Six children in British Columbia have already died from influenza in an unusually severe flu season – more than reported in any other province and double the highest death toll of recent years.
In response, B.C. is trying to improve poor pediatric vaccination rates by expanding access to walk-in influenza clinics across the province this weekend. But health advocates say vaccinations alone are not enough.
More children are being admitted to hospitals across the country with influenza and other respiratory illnesses than at any other time in at least a decade, and governments are scrambling to restock children’s pain and fever medications after a surge in demand that began in August left drugstore shelves bare. The severity of the illnesses has put further pressure on a health care system already buckling under pandemic-related staffing issues.
On Thursday B.C. Provincial Health Officer Bonnie Henry confirmed the six pediatric influenza deaths.
“This is a very early and intense flu season,” she said in an interview. “We’ve had six children who have had a positive influenza test and have died.”
One of the children was under five, three were in the five-to-11 age group and two were teens, Dr. Henry said. She called the deaths “very unusual.”
By way of comparison, there were no influenza deaths among children last year and between one and three each year going back to 2015, according to the BC Coroners Service. Those figures represent cases in which influenza was identified as either the immediate, antecedent or underlying cause of death or as a significant condition.
According to FluWatch, Canada’s national influenza surveillance system, there have been 707 pediatric influenza-associated hospitalizations, 95 ICU admissions and fewer than five influenza-associated pediatric deaths between Aug. 28 and Nov. 26. However, only nine provinces and territories report to the system; B.C., Ontario, Nunavut and Quebec do not. And Saskatchewan’s hospitalizations only include those that require intensive medical care.

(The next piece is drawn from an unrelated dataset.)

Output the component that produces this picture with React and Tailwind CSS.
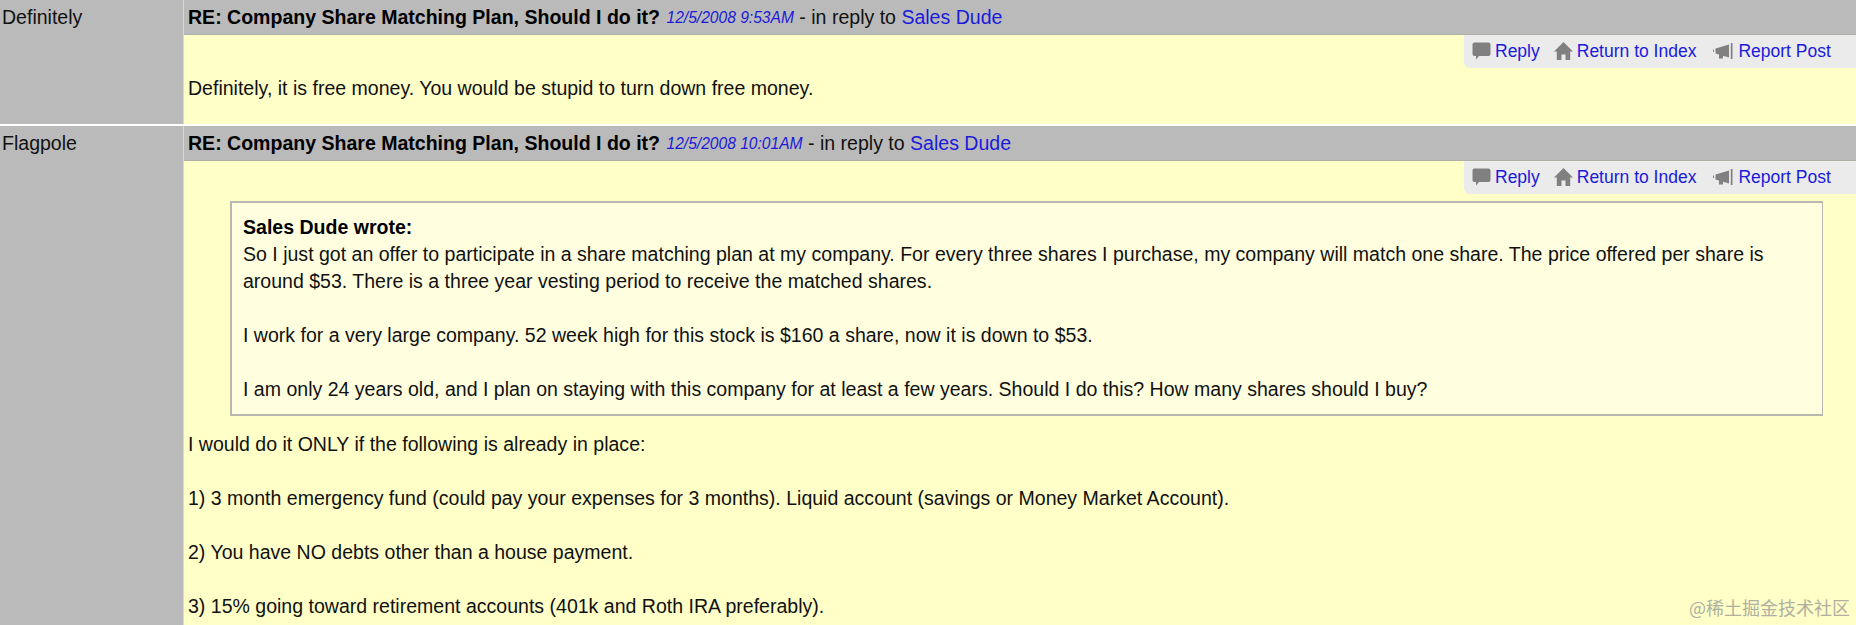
import React from "react";

const IconReply = () => (
  <svg width="19" height="19" viewBox="0 0 19 19" className="shrink-0" fill="#808080">
    <path d="M2.5 0.5h14a2 2 0 0 1 2 2v9.5a2 2 0 0 1-2 2H7l-3 3.5v-3.5H2.500a2 2 0 0 1-2-2V2.500a2 2 0 0 1 2-2z" />
  </svg>
);

const IconHome = () => (
  <svg width="19" height="19" viewBox="0 0 19 19" className="shrink-0" fill="#808080">
    <path d="M9.500 0 19 9.500h-2.800V18h-4.700v-5.500h-4V18H2.800V9.500H0z" />
  </svg>
);

const IconReport = () => (
  <svg width="20" height="19" viewBox="0 0 20 19" className="shrink-0" fill="#808080">
    <path d="M0 7.500h1v2.500H0zM2.500 6.500 16 2.500v13l-6-1.800v2.800H6v-4l-3.500-1zM17.800 1H19.500v16h-1.700z" />
  </svg>
);

const PostLinks = () => (
  <div className="flex justify-end">
    <div className="h-[33px] w-[392px] bg-[#ebebeb] rounded-bl-md flex items-center pl-[8px] text-[17.5px] text-[#1a1adb]">
      <IconReply />
      <a className="ml-[4px]">Reply</a>
      <span className="ml-[14px]"><IconHome /></span>
      <a className="ml-[4px]">Return to Index</a>
      <span className="ml-[17px]"><IconReport /></span>
      <a className="ml-[5px]">Report Post</a>
    </div>
  </div>
);

const PostHeader = ({ date }) => (
  <div className="h-[35px] bg-[#bababa] pl-[4px] flex items-center border-b border-[#b0b0a8] whitespace-pre">
    <b className="text-black">RE: Company Share Matching Plan, Should I do it?</b>
    <span> </span>
    <i className="ml-[1px] text-[15.6px] text-[#1a1adb]">{date}</i>
    <span> - in reply to </span>
    <a className="text-[#1a1adb]">Sales Dude</a>
  </div>
);

const Post = ({ author, date, children }) => (
  <div className="flex">
    <div className="w-[183px] shrink-0 bg-[#bababa] pl-[2px] pt-[3.5px]">{author}</div>
    <div className="flex-1 min-w-0 bg-[#ffffc8] border-l border-[#d8d8d0]">
      <PostHeader date={date} />
      <PostLinks />
      {children}
    </div>
  </div>
);

export default function App() {
  return (
    <div className="relative h-[625px] overflow-hidden bg-[#ffffc8] text-[19.55px] leading-[27px] text-[#111111] font-['Liberation_Sans',Arial,sans-serif]">
      <div className="flex flex-col gap-[2px] bg-white">
        <Post author="Definitely" date="12/5/2008 9:53AM">
          <p className="pl-[4px] pt-[7px] h-[56px]">
            Definitely, it is free money. You would be stupid to turn down free money.
          </p>
        </Post>
        <Post author="Flagpole" date="12/5/2008 10:01AM">
          <div className="ml-[46px] mr-[33px] mt-[7px] border-2 border-[#b8b8b0] border-r bg-[#ffffe0] px-[11px] py-[11px]">
            <b className="text-black">Sales Dude wrote:</b>
            <br />
            So I just got an offer to participate in a share matching plan at my company. For every three shares I purchase, my company will match one share. The price offered per share is around $53. There is a three year vesting period to receive the matched shares.
            <br />
            <br />
            I work for a very large company. 52 week high for this stock is $160 a share, now it is down to $53.
            <br />
            <br />
            I am only 24 years old, and I plan on staying with this company for at least a few years. Should I do this? How many shares should I buy?
          </div>
          <div className="pl-[4px] pt-[15px] pb-[40px]">
            I would do it ONLY if the following is already in place:
            <br />
            <br />
            1) 3 month emergency fund (could pay your expenses for 3 months). Liquid account (savings or Money Market Account).
            <br />
            <br />
            2) You have NO debts other than a house payment.
            <br />
            <br />
            3) 15% going toward retirement accounts (401k and Roth IRA preferably).
          </div>
        </Post>
      </div>
      <div className="absolute right-[6px] bottom-[6px] text-[18px] leading-[24px] text-[#b0b0a0] font-['Noto_Sans_CJK_SC',serif]">
        @稀土掘金技术社区
      </div>
    </div>
  );
}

Dr. Henry said the early flu season has landed with an unusually high rate of severe illness and death among children, and public health officials are still trying to determine if the dominant flu strain itself is especially virulent or if infections are spreading more quickly through the population.
Late last week, pediatricians at BC Children’s Hospital sounded the alarm with Dr. Henry and the BC Centre for Disease Control, she said. She issued a warning to pediatricians and family physicians around the province on Dec. 2, asking them to watch for secondary infections such as pneumonia, blood infections and meningitis.
While more than half of British Columbians over the age of 65 have received their flu shots, only about 20 per cent of children aged six months to four years – a particularly high-risk group – have been vaccinated. It’s the same story for children aged 5 to 11, and only 15 per cent of teenagers have gotten the jab.
The government has directed parents to go to their local health authority websites for information on the walk-in influenza immunization clinics happening Friday through Sunday. Dr. Henry said she hopes B.C. can more than double the current pediatric vaccination rate by the end of the weekend.
“It is really important for children, especially for young children and children with any underlying illnesses, to get vaccinated right now,” so “we can make a difference in bending the curve that is still climbing here in B.C. for influenza,” she said.
Sanjiv Gandhi, a pediatric cardiothoracic surgeon and clinical professor at the University of British Columbia, said that while vaccinations are important, the province must use every measure at its disposal.
“This flu season is very abnormal in that the virulence of the influenza strain is significant and it’s affecting children who have already been impacted by previous COVID-19 infections. Even children who have not been formally diagnosed with COVID-19 have very likely been infected with the virus,” he said.
“There is increasing evidence that COVID causes immune dysregulation and impairs our ability to fight off other infections. So vaccinations, though incredibly important, are not the only strategy required. There should be more direct guidance for folks to avoid large gatherings and, certainly, there needs to be a mask mandate for indoor public places, schools, mass transit, things like that.”
The B.C. government has repeatedly called mask mandates a heavy-handed measure of last resort and said it is not looking to reinstate them.
“To not institute a simple, harmless, effective measure – that’s temporary – to help our kids in at least the short term is incomprehensible to me,” Dr. Gandhi said. “Government and public health apathy, in the face of dying children, makes no sense.”
Danielle Mei Cabana, 6, of Richmond, B.C., caught the flu around Remembrance Day, along with her sisters. But while her siblings recovered, Dani’s condition worsened.
Her father, Denis Cabana, said she was taken to BC Children’s Hospital, where the family learned she had developed myocarditis – an inflammation of the heart muscle – as a result of the flu. She was admitted to the ICU and put on a machine that circulates blood through an artificial lung to add oxygen and remove carbon dioxide.
On Nov. 26, a doctor “came to tell us that she had had a massive stroke and that she would not be coming back,” Mr. Cabana wrote in a post on social media. “We went back to the room where doctors unplugged the machine and we said our goodbyes.”